DATASET SECTION:
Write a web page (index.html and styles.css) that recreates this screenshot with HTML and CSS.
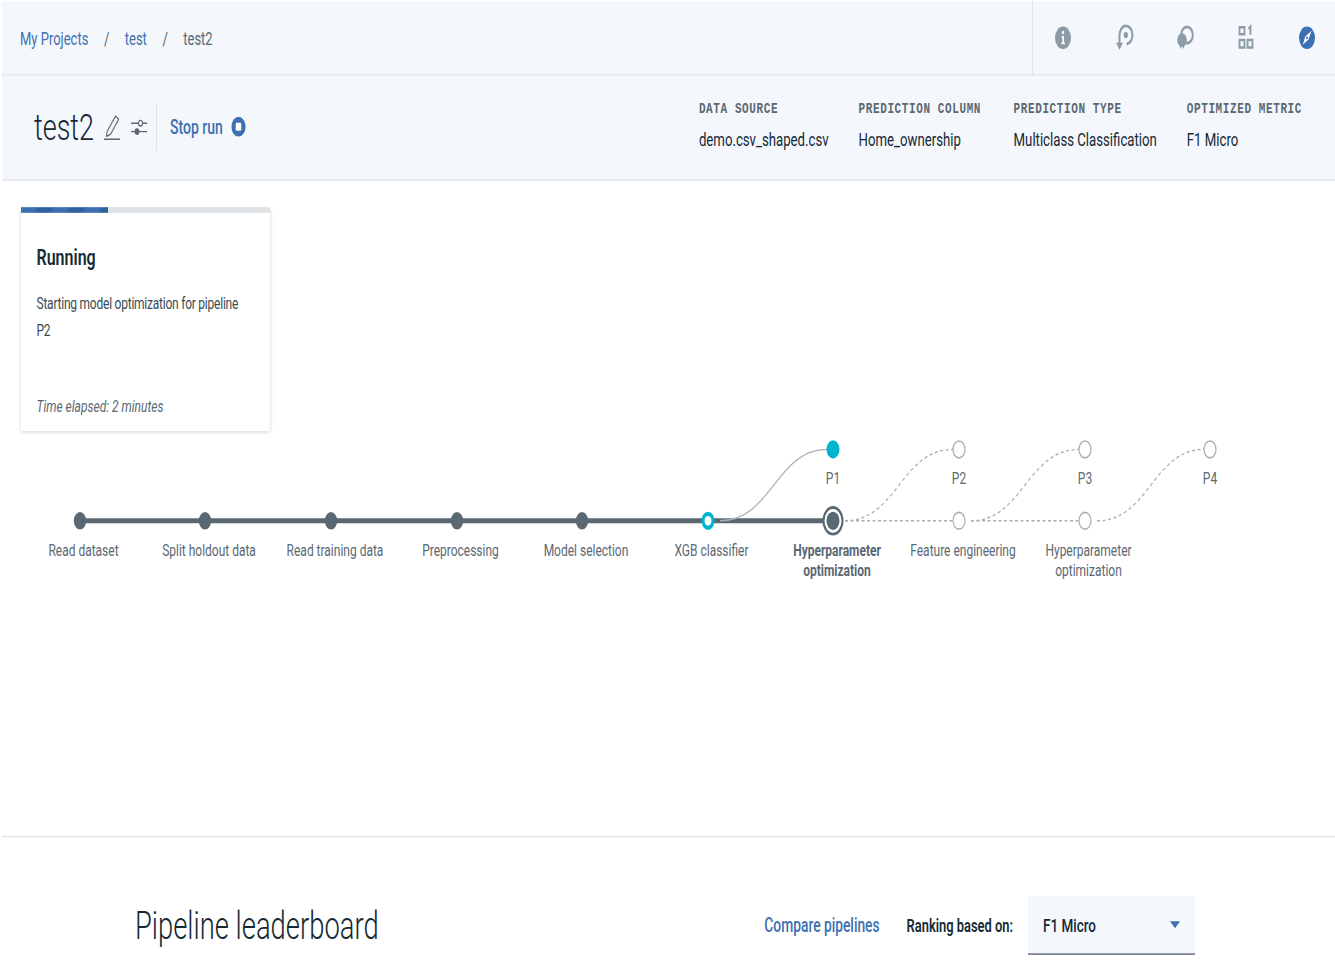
FILE: index.html
```html
<!DOCTYPE html>
<html>
	<head>
		<meta charset="utf-8">
		<title>test2</title>
		<link rel="stylesheet" href="styles.css">
	</head>
	<body>
		<div class="page">
			<!-- top bar -->
			<div class="topbar">
				<div class="crumbs">
					<a class="link">My Projects</a>
					<span class="crumb-sep">/</span>
					<a class="link">test</a>
					<span class="crumb-sep">/</span>
					<span class="crumb-now">test2</span>
				</div>
				<div class="tools">
					<svg class="tool" viewBox="0 0 20 20">
						<circle cx="10" cy="10" r="8" fill="#8c9ba5"/>
						<circle cx="10" cy="6.2" r="1.2" fill="#fff"/>
						<path d="M8.6 8.8h2.4v4.6h1v1.2H8.4v-1.2h1v-3.4h-.8z" fill="#fff"/>
					</svg>
					<svg class="tool" viewBox="0 0 20 20">
						<path d="M12.5 14.5A6.5 6.5 0 1 0 5.5 8V15" fill="none" stroke="#8c9ba5" stroke-width="2"/>
						<path d="M2 13.5L5.5 18.5 9 13.5z" fill="#8c9ba5"/>
						<circle cx="11.8" cy="8" r="2.2" fill="#8c9ba5"/>
					</svg>
					<svg class="tool" viewBox="0 0 20 20">
						<circle cx="12" cy="8" r="5.8" fill="none" stroke="#8c9ba5" stroke-width="2"/>
						<circle cx="7" cy="11.5" r="4.8" fill="#8c9ba5"/>
						<path d="M4.5 14l.5 4 2-2 2 2 .5-4z" fill="#8c9ba5"/>
					</svg>
					<svg class="tool" viewBox="0 0 20 20">
						<path d="M3.5 2.5h5v5h-5zM3.5 11.5h5v5.5h-5zM11.5 11.5h5v5.5h-5z" fill="none" stroke="#8c9ba5" stroke-width="1.8"/>
						<path d="M12.5 3.5l2-1.5v6" fill="none" stroke="#8c9ba5" stroke-width="1.8"/>
					</svg>
					<svg class="tool" viewBox="0 0 20 20">
						<circle cx="10" cy="10" r="8" fill="#3d70b2"/>
						<path d="M14.5 5L8.3 9 5.8 15l5.8-4z" fill="#fff"/>
						<circle cx="10" cy="10" r="1" fill="#3d70b2"/>
					</svg>
				</div>
			</div>

			<!-- run header -->
			<div class="runbar">
				<h1 class="run-name">test2</h1>
				<svg class="run-icon" viewBox="0 0 20 20">
					<path d="M4 13L12.5 2l3.2 2.2L7.5 15l-4 1.3z" fill="none" stroke="#5a6872"/>
					<path d="M1 18.5h16" stroke="#5a6872"/>
				</svg>
				<svg class="run-icon" viewBox="0 0 20 20">
					<path d="M2 7h7.5M13.5 7H18M2 13h4M10 13h8" stroke="#5a6872"/>
					<circle cx="11.5" cy="7" r="2" fill="none" stroke="#5a6872"/>
					<circle cx="8" cy="13" r="2.4" fill="#5a6872"/>
				</svg>
				<div class="run-action">
					<a class="link link-strong">Stop run</a>
					<svg class="stop-icon" viewBox="0 0 16 16">
						<circle cx="8" cy="8" r="7.5" fill="#3d70b2"/>
						<rect x="5" y="5" width="6" height="6" rx="1" fill="#fff"/>
					</svg>
				</div>
				<div class="meta-list">
					<div class="meta">
						<div class="meta-label">DATA SOURCE</div>
						<div class="meta-value">demo.csv_shaped.csv</div>
					</div>
					<div class="meta meta-wide">
						<div class="meta-label">PREDICTION COLUMN</div>
						<div class="meta-value">Home_ownership</div>
					</div>
					<div class="meta">
						<div class="meta-label">PREDICTION TYPE</div>
						<div class="meta-value">Multiclass Classification</div>
					</div>
					<div class="meta">
						<div class="meta-label">OPTIMIZED METRIC</div>
						<div class="meta-value">F1 Micro</div>
					</div>
				</div>
			</div>

			<!-- status card and pipeline graph -->
			<div class="progress">
				<div class="card">
					<div class="card-track"><div class="card-fill" style="width: 35%"></div></div>
					<div class="card-body">
						<div class="card-title">Running</div>
						<div class="card-text">Starting model optimization for pipeline P2</div>
						<div class="card-time">Time elapsed: 2 minutes</div>
					</div>
				</div>

				<svg class="graph" viewBox="2 310 1333 110">
					<path class="edge-main" d="M80 372H833"/>
					<path class="edge" d="M720 372C772 372 776 321 827 321"/>
					<path class="edge-todo" d="M845 372H953M971 372H1079"/>
					<path class="edge-todo" d="M845 372C897 372 901 321 953 321"/>
					<path class="edge-todo" d="M971 372C1023 372 1027 321 1079 321"/>
					<path class="edge-todo" d="M1097 372C1149 372 1153 321 1204 321"/>

					<circle class="node-done" cx="80" cy="372" r="6.2"/>
					<circle class="node-done" cx="205" cy="372" r="6.2"/>
					<circle class="node-done" cx="331" cy="372" r="6.2"/>
					<circle class="node-done" cx="457" cy="372" r="6.2"/>
					<circle class="node-done" cx="582" cy="372" r="6.2"/>
					<circle class="node-xgb" cx="708" cy="372" r="5"/>
					<circle class="node-ring" cx="833" cy="372" r="9.5"/>
					<circle class="node-done" cx="833" cy="372" r="6.5"/>
					<circle class="node-todo" cx="959" cy="372" r="6"/>
					<circle class="node-todo" cx="1085" cy="372" r="6"/>
					<circle class="node-p1" cx="833" cy="321" r="6.5"/>
					<circle class="node-todo" cx="959" cy="321" r="6"/>
					<circle class="node-todo" cx="1085" cy="321" r="6"/>
					<circle class="node-todo" cx="1210" cy="321" r="6"/>

					<text class="label" x="833" y="346">P1</text>
					<text class="label" x="959" y="346">P2</text>
					<text class="label" x="1085" y="346">P3</text>
					<text class="label" x="1210" y="346">P4</text>

					<text class="label" x="83.5" y="397.5">Read dataset</text>
					<text class="label" x="209" y="397.5">Split holdout data</text>
					<text class="label" x="335" y="397.5">Read training data</text>
					<text class="label" x="460.5" y="397.5">Preprocessing</text>
					<text class="label" x="586" y="397.5">Model selection</text>
					<text class="label" x="711.5" y="397.5">XGB classifier</text>
					<text class="label label-now" x="837" y="397.5">Hyperparameter</text>
					<text class="label label-now" x="837" y="411.5">optimization</text>
					<text class="label" x="963" y="397.5">Feature engineering</text>
					<text class="label" x="1088.5" y="397.5">Hyperparameter</text>
					<text class="label" x="1088.5" y="411.5">optimization</text>
				</svg>
			</div>

			<!-- leaderboard -->
			<div class="board">
				<h2 class="board-title">Pipeline leaderboard</h2>
				<a class="link link-strong board-link">Compare pipelines</a>
				<span class="rank-label">Ranking based on:</span>
				<div class="rank-select">
					<span>F1 Micro</span>
					<span class="caret"></span>
				</div>
			</div>
		</div>
	</body>
</html>
```

FILE: styles.css
```css
* {
	margin: 0;
	padding: 0;
	box-sizing: border-box;
}

html,
body {
	height: 960px;
	overflow: hidden;
	background-color: #fff;
}

body {
	font-family: "Roboto", "Liberation Sans", sans-serif;
	color: #152935;
	font-size: 14px;
}

/* the whole screen is drawn taller than wide */
.page {
	width: 1335px;
	padding: 1px 0 0 2px;
	transform: scaleY(1.4);
	transform-origin: 0 0;
}

.link {
	color: #3d70b2;
}

.link-strong {
	font-weight: 500;
}

/* top bar */
.topbar {
	display: flex;
	align-items: stretch;
	height: 53px;
	background-color: #f4f7fb;
	border-bottom: 1px solid #dfe3e6;
}

.crumbs {
	display: flex;
	align-items: center;
	padding-left: 18px;
	font-size: 13px;
}

.crumb-sep {
	margin: 0 15.5px;
	color: #5a6872;
}

.crumb-now {
	color: #5a6872;
}

.tools {
	display: flex;
	align-items: center;
	gap: 41px;
	margin-left: auto;
	padding: 0 18px 0 20px;
	border-left: 1px solid #dfe3e6;
}

.tool {
	width: 20px;
	height: 20px;
}

/* run header */
.runbar {
	display: flex;
	align-items: center;
	height: 75px;
	padding: 0 33px 0 32px;
	background-color: #f4f7fb;
	border-bottom: 1px solid #dfe3e6;
}

.run-name {
	margin-right: 9px;
	font-size: 27px;
	font-weight: 300;
}

.run-icon {
	width: 20px;
	height: 20px;
	margin-right: 6px;
}

.run-action {
	display: flex;
	align-items: center;
	height: 34px;
	margin-left: 1px;
	padding-left: 13px;
	border-left: 1px solid #dfe3e6;
}

.stop-icon {
	width: 15px;
	height: 15px;
	margin-top: -1px;
	margin-left: 8px;
}

.meta-list {
	display: flex;
	gap: 30px;
	margin-left: auto;
	padding-bottom: 3px;
}

.meta-wide {
	min-width: 125px;
}

.meta-label {
	margin-bottom: 7.4px;
	font-family: "Liberation Mono", monospace;
	font-size: 11px;
	font-weight: 700;
	letter-spacing: .6px;
	color: #5a6872;
}

.meta-value {
	font-size: 13.2px;
}

/* status card and pipeline graph */
.progress {
	height: 468px;
	padding-top: 19px;
}

.card {
	display: flex;
	flex-direction: column;
	width: 249px;
	height: 160px;
	margin-left: 19px;
	background-color: #fff;
	box-shadow: 0 1px 3px rgba(0, 0, 0, .18);
}

.card-track {
	height: 4px;
	background-color: #dfe3e6;
}

.card-fill {
	height: 100%;
	background-image: repeating-linear-gradient(120deg, #3d70b2 0, #3d70b2 14px, #30619f 14px, #30619f 28px);
}

.card-body {
	display: flex;
	flex-direction: column;
	flex: 1;
	padding: 21.5px 15.5px 11px;
}

.card-title {
	margin-bottom: 15.5px;
	font-size: 16px;
	font-weight: 600;
}

.card-text {
	width: 217px;
	font-size: 12px;
	line-height: 18.5px;
	letter-spacing: -.23px;
	color: #394b54;
}

.card-time {
	margin-top: auto;
	font-size: 12px;
	font-style: italic;
	color: #5a6872;
}

.graph {
	display: block;
	width: 1333px;
	height: 110px;
	margin-top: 2px;
}

.edge-main {
	fill: none;
	stroke: #5a6872;
	stroke-width: 3.5;
}

.edge {
	fill: none;
	stroke: #a5b0b8;
	stroke-width: 1;
}

.edge-todo {
	fill: none;
	stroke: #a5b0b8;
	stroke-width: 1;
	stroke-dasharray: 3 2.5;
}

.node-done {
	fill: #5a6872;
}

.node-xgb {
	fill: #fff;
	stroke: #00b4d0;
	stroke-width: 3;
}

.node-ring {
	fill: #fff;
	stroke: #5a6872;
	stroke-width: 2;
}

.node-todo {
	fill: #fff;
	stroke: #a5b0b8;
	stroke-width: 1.2;
}

.node-p1 {
	fill: #00b4d0;
}

.label {
	font-size: 12px;
	fill: #5a6872;
	text-anchor: middle;
}

.label-now {
	font-weight: 700;
}

/* leaderboard */
.board {
	display: flex;
	align-items: center;
	height: 85px;
	padding: 42px 140px 0 133px;
	border-top: 1px solid #dfe3e6;
}

.board-title {
	margin-top: 2px;
	margin-right: auto;
	font-size: 27.4px;
	font-weight: 300;
}

.board-link {
	font-size: 13.8px;
}

.rank-label {
	margin-left: 27px;
	margin-right: 15px;
	font-size: 12.9px;
	font-weight: 600;
}

.rank-select {
	display: flex;
	align-items: center;
	justify-content: space-between;
	width: 167px;
	height: 42px;
	padding: 0 15px;
	background-color: #f4f7fb;
	border-bottom: 1px solid #5a6872;
	font-size: 13.5px;
	font-weight: 500;
}

.caret {
	border-top: 5px solid #3d70b2;
	border-left: 5px solid transparent;
	border-right: 5px solid transparent;
}
```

WRITTEN EXERCISE: Locate the string "styles" in the listing above and copy every line where it occurs.

OUTPUT FOR THIS TASK:
Write a web page (index.html and styles.css) that recreates this screenshot with HTML and CSS.
		<link rel="stylesheet" href="styles.css">
FILE: styles.css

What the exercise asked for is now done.